Elena Leonelli (Bologna Street Art): I ritrovi alle Reggiane stanno diventando un’abitudine e le impressioni avute durante questa giornata non si discostano da quelle avute durante gli eventi precedenti.
Hang: ho trovato un’atmosfera veramente celebrativa dove ognuno secondo il suo stile ha interpretato quello che per Reggio Emilia è stato un momento storico, dove la città, i contadini, tutti hanno sostenuto gli operai che occupavano portando cibo o semplicemente sostegno morale, avere poi il piacere e l’onore di conoscere quella che era una ragazza al tempo che guido il trattore fuori dall’officina è stata la consacrazione di una giornata che rimarrà sicuramente nella mia memoria e spero faccia altrettanto ai visitatori occasionali delle officine facendogli rivivere le emozioni che abbiamo tradotto un segni e colori.
ABOUT PONNY: lavorare alle Reggiane è sempre un’emozione, ci sono luoghi destinati ad entrare nella storia e questo è uno di quelli. Quando sono solo alle officine, mentre dipingo sento la pesantezza di questo luogo, la storia che grava sulle colonne, e nel silenzio, a volte, le voci degli operai; quante vite in 100 anni di lavoro.

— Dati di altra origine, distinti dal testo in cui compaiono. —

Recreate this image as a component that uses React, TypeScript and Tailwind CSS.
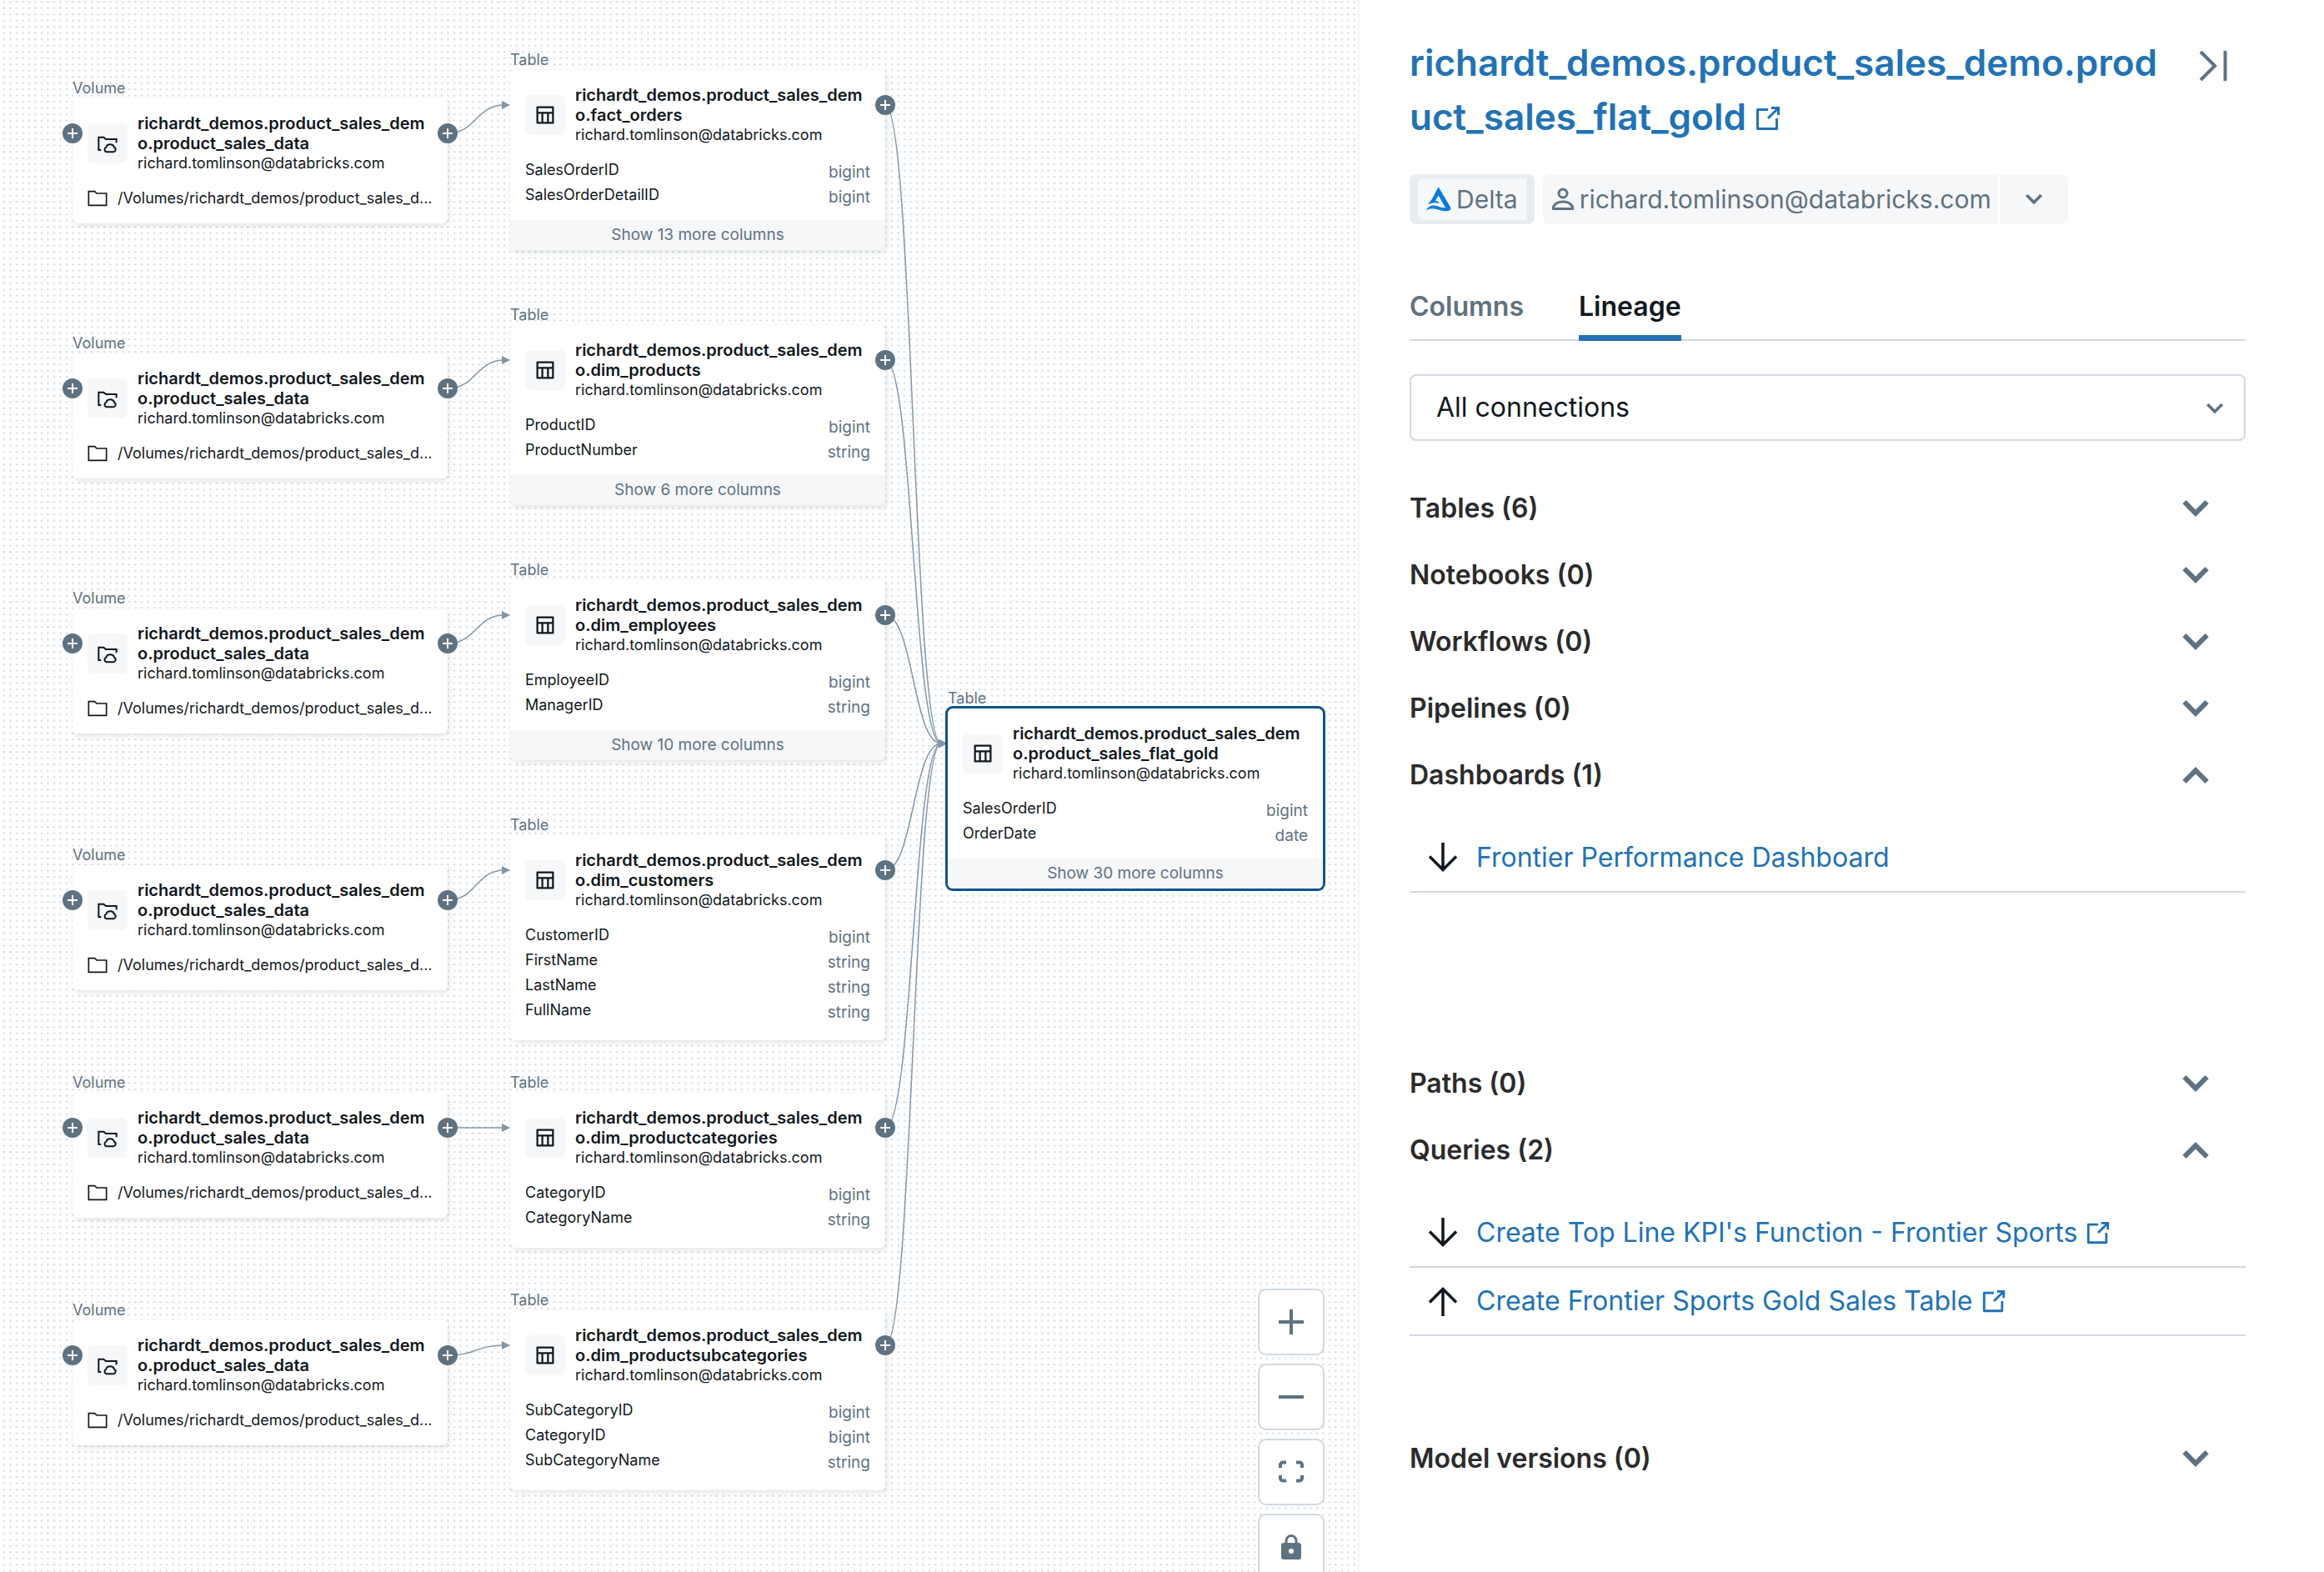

Quando è arrivata giacomina è stato un momento fantastico, passato che si univa al presente e l’anello di congiunzione era lei che taggava il muro. mi ha fatto ridere mentre diceva… “ora quest’arte come facciamo a portarla via…”Le Reggiane sono entrate nella storia per l’industria di un tempo ma mi piace pensare che quel vecchio rudere lo rimarrà per il tempio di street art che è diventato.
CESAR: Il gruppaccio delle reggiane riunito a elogio dei sani valori della lotta e della protesta operaia. un concentrato di sincerità, bella gente e presa bene. Grazie a tutti!